Frequently Asked Questions About Trading Options.
Here are some additional insights into options trading that you should know before signing up for a trading account:
What Is Hedging In Options Trading?
Hedging is one of many investment strategies to mitigate the losses of an asset’s adverse price moves.
For example, an investor may want to hedge in the event of market uncertainty.
An asset may experience a sudden drop in stock price owing to some damning news, the effects of which are likely to be short term.
If an investor hedges, and buys a put option with a strike price close to its current market price, the option’s gains limit the investor’s losses.

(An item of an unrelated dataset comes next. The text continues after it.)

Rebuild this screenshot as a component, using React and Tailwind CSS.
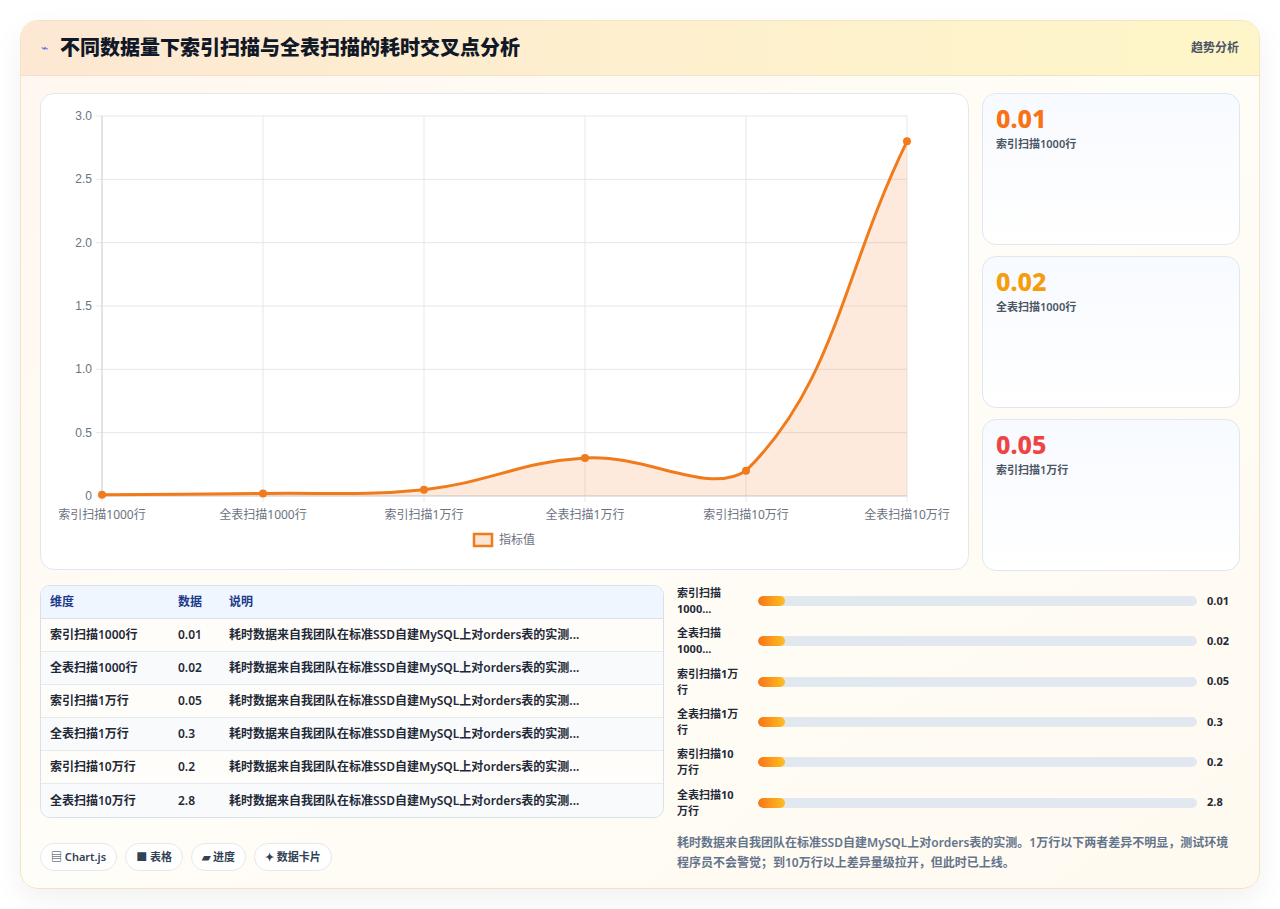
import React from "react";

const labels = ["索引扫描1000行","全表扫描1000行","索引扫描1万行","全表扫描1万行","索引扫描10万行","全表扫描10万行"];
const vals = [0.01,0.02,0.05,0.3,0.2,2.8];
const barLabels = ["索引扫描\n1000...","全表扫描\n1000...","索引扫描1万\n行","全表扫描1万\n行","索引扫描10\n万行","全表扫描10\n万行"];
const note = "耗时数据来自我团队在标准SSD自建MySQL上对orders表的实测...";
const font = { fontFamily: '"Noto Sans","Noto Sans CJK SC",sans-serif' };

function Chart() {
  const x0 = 61, x1 = 866, y0 = 402, yTop = 22;
  const xs = labels.map((_, i) => x0 + (i * (x1 - x0)) / 5);
  const Y = v => y0 - (v / 3) * (y0 - yTop);
  const pts = xs.map((x, i) => [x, Y(vals[i])]);
  const t = 0.4;
  const cps = pts.map((p1, i) => {
    const p0 = pts[i - 1] || p1, p2 = pts[i + 1] || p1;
    const d01 = Math.hypot(p1[0] - p0[0], p1[1] - p0[1]);
    const d12 = Math.hypot(p2[0] - p1[0], p2[1] - p1[1]);
    const s = d01 + d12 || 1;
    const fa = (t * d01) / s, fb = (t * d12) / s;
    const clamp = y => Math.min(y0, Math.max(yTop, y));
    return {
      prev: [p1[0] - fa * (p2[0] - p0[0]), clamp(p1[1] - fa * (p2[1] - p0[1]))],
      next: [p1[0] + fb * (p2[0] - p0[0]), clamp(p1[1] + fb * (p2[1] - p0[1]))],
    };
  });
  let d = `M${pts[0][0]},${pts[0][1]}`;
  for (let i = 0; i < pts.length - 1; i++) {
    const c1 = cps[i].next, c2 = cps[i + 1].prev, p2 = pts[i + 1];
    d += ` C${c1[0]},${c1[1]} ${c2[0]},${c2[1]} ${p2[0]},${p2[1]}`;
  }
  const ticks = [0, 0.5, 1, 1.5, 2, 2.5, 3];
  return (
    <svg width="926" height="474" style={{ fontFamily: '"Liberation Sans",sans-serif' }}>
      {ticks.map(v => (
        <g key={v}>
          <line x1={x0 - 6} x2={x1} y1={Y(v)} y2={Y(v)} stroke="#e5e7eb" />
          <text x={x0 - 10} y={Y(v) + 4} fontSize="12" fill="#6b7280" textAnchor="end">{v === 0 ? "0" : v.toFixed(1)}</text>
        </g>
      ))}
      {xs.map((x, i) => (
        <g key={i}>
          <line x1={x} x2={x} y1={yTop} y2={y0 + 6} stroke="#e5e7eb" />
          <text x={x} y={y0 + 23} fontSize="12" fill="#6b7280" textAnchor="middle" style={font}>{labels[i]}</text>
        </g>
      ))}
      <line x1={x0} x2={x0} y1={yTop} y2={y0} stroke="#d1d5db" />
      <line x1={x0} x2={x1} y1={y0} y2={y0} stroke="#d1d5db" />
      <path d={`${d} L${x1},${y0} L${x0},${y0} Z`} fill="#f97316" fillOpacity="0.15" />
      <path d={d} fill="none" stroke="#f07b1c" strokeWidth="3" />
      {pts.map((p, i) => <circle key={i} cx={p[0]} cy={p[1]} r="4" fill="#f07b1c" />)}
      <rect x="433" y="440" width="18" height="12" fill="#fde5d3" stroke="#f07b1c" strokeWidth="2.5" />
      <text x="458" y="450" fontSize="12" fill="#6b7280" style={font}>指标值</text>
    </svg>
  );
}

export default function App() {
  const stats = [["0.01", "text-[#f97316]", "索引扫描1000行"], ["0.02", "text-[#f59e0b]", "全表扫描1000行"], ["0.05", "text-[#ef4444]", "索引扫描1万行"]];
  return (
    <div className="w-[1280px] h-[909px] bg-white p-[20px]" style={font}>
      <div className="rounded-[18px] border border-[#f5e3c3] bg-gradient-to-br from-[#fff7ef] via-[#fffdf7] to-[#fffaf0] overflow-hidden shadow-[0_10px_30px_rgba(0,0,0,0.06)] h-[869px]">
        <div className="h-[55px] flex items-center justify-between px-[20px] bg-gradient-to-r from-[#fde8d3] to-[#fef6c8] border-b border-[#f0e3cc]">
          <div className="flex items-center gap-[12px]">
            <span className="text-[12px] text-[#4f6fd9]">⌁</span>
            <span className="text-[20px] font-extrabold text-[#111827]">不同数据量下索引扫描与全表扫描的耗时交叉点分析</span>
          </div>
          <span className="text-[12px] font-semibold text-[#4b5563]">趋势分析</span>
        </div>
        <div className="px-[19px] pt-[17px]">
          <div className="flex gap-[13px]">
            <div className="w-[929px] h-[477px] bg-white rounded-[14px] border border-[#e5e7eb]">
              <Chart />
            </div>
            <div className="flex-1 flex flex-col gap-[11px]">
              {stats.map(([v, c, l]) => (
                <div key={l} className="h-[152px] rounded-[14px] border border-[#dfe7f1] bg-gradient-to-b from-[#f7faff] to-white px-[13px] pt-[8px]">
                  <div className={`text-[25px] font-extrabold leading-[32px] ${c}`}>{v}</div>
                  <div className="text-[11px] font-semibold text-[#4b5563] mt-[2px]">{l}</div>
                </div>
              ))}
            </div>
          </div>
          <div className="flex gap-[13px] mt-[14px]">
            <div className="w-[624px]">
              <div className="rounded-[10px] border border-[#d7e0ec] overflow-hidden bg-white text-[12px] font-semibold">
                <div className="h-[33px] flex items-center bg-[#eff6ff] border-b border-[#d7e0ec] text-[#1e3a8a]">
                  <div className="w-[137px] pl-[9px]">维度</div><div className="w-[51px]">数据</div><div>说明</div>
                </div>
                {labels.map((l, i) => (
                  <div key={l} className={`h-[33px] flex items-center text-[#1f2937] ${i < 5 ? "border-b border-[#e5eaf1]" : ""} ${i % 2 ? "bg-[#f8fafc]" : "bg-[#fffdf9]"}`}>
                    <div className="w-[137px] pl-[9px]">{l}</div><div className="w-[51px]">{vals[i]}</div><div>{note}</div>
                  </div>
                ))}
              </div>
              <div className="flex gap-[8px] mt-[25px]">
                {["▤ Chart.js", "■ 表格", "▰ 进度", "✦ 数据卡片"].map(c => (
                  <span key={c} className="h-[28px] px-[10px] flex items-center rounded-full border border-[#e5e7eb] bg-white text-[11px] font-semibold text-[#334155]">{c}</span>
                ))}
              </div>
            </div>
            <div className="flex-1 -mt-[4px]">
              <div className="flex flex-col">
                {barLabels.map((l, i) => (
                  <div key={i} className="h-[40.3px] flex items-center">
                    <div className="w-[81px] text-[11px] font-bold text-[#1f2937] leading-[16px] whitespace-pre-line">{l}</div>
                    <div className="w-[439px] h-[10px] rounded-full bg-[#e2e8f0] overflow-hidden">
                      <div className="w-[27px] h-full rounded-full bg-gradient-to-r from-[#f97316] to-[#fbbf24]" />
                    </div>
                    <div className="ml-[10px] text-[11px] font-bold text-[#1f2937]">{vals[i]}</div>
                  </div>
                ))}
              </div>
              <p className="mt-[10px] text-[12px] font-semibold leading-[20px] text-[#64748b] pr-[4px]">耗时数据来自我团队在标准SSD自建MySQL上对orders表的实测。1万行以下两者差异不明显，测试环境程序员不会警觉；到10万行以上差异量级拉开，但此时已上线。</p>
            </div>
          </div>
        </div>
      </div>
    </div>
  );
}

Now, the investor can either cash out of the put option once the short-term volatility is over (pocketing the gain), or – if the downward trend continues – at least their losses are cancelled out.
Why Do People Lose So Much Money With Options?
Traders often incur financial losses by holding options too close to their expiration date.
The closer an option is to the expiry date, the faster the time value deteriorates.
Investors need to secure a favourable price and exit the trade with a profit while there is still some time value remaining. Timing is everything.
What Do The Greek Symbols Mean In Options?
You might be wondering what the heck Greek symbols have to do with options trading. As if options trading wasn’t complicated enough, you’ll need to familiarise yourself with some more jargon:
- Delta measures how sensitive an option price is to the underlying market’s movement. Delta can be used to work out how much impact the market will have on the value of your options.
- Gamma is a derivative of delta and measures how much an option’s delta moves.
- Theta measures the extent to which an option’s price decays over time. A high theta suggests that the option is close to the expiration date.
- Vega is a measure of an option’s sensitivity to volatility in the underlying market.
- Rho indicates how interest rate changes are likely to move an option’s price.
Bottom Line On Options Trading.
Now that you know the basics of options trading, you’re probably not as confused about what options are.
Remember that this is an advanced trading strategy, and one that carries a significant level of risk. Always consult a finance professional for personal advice – before you start trading options.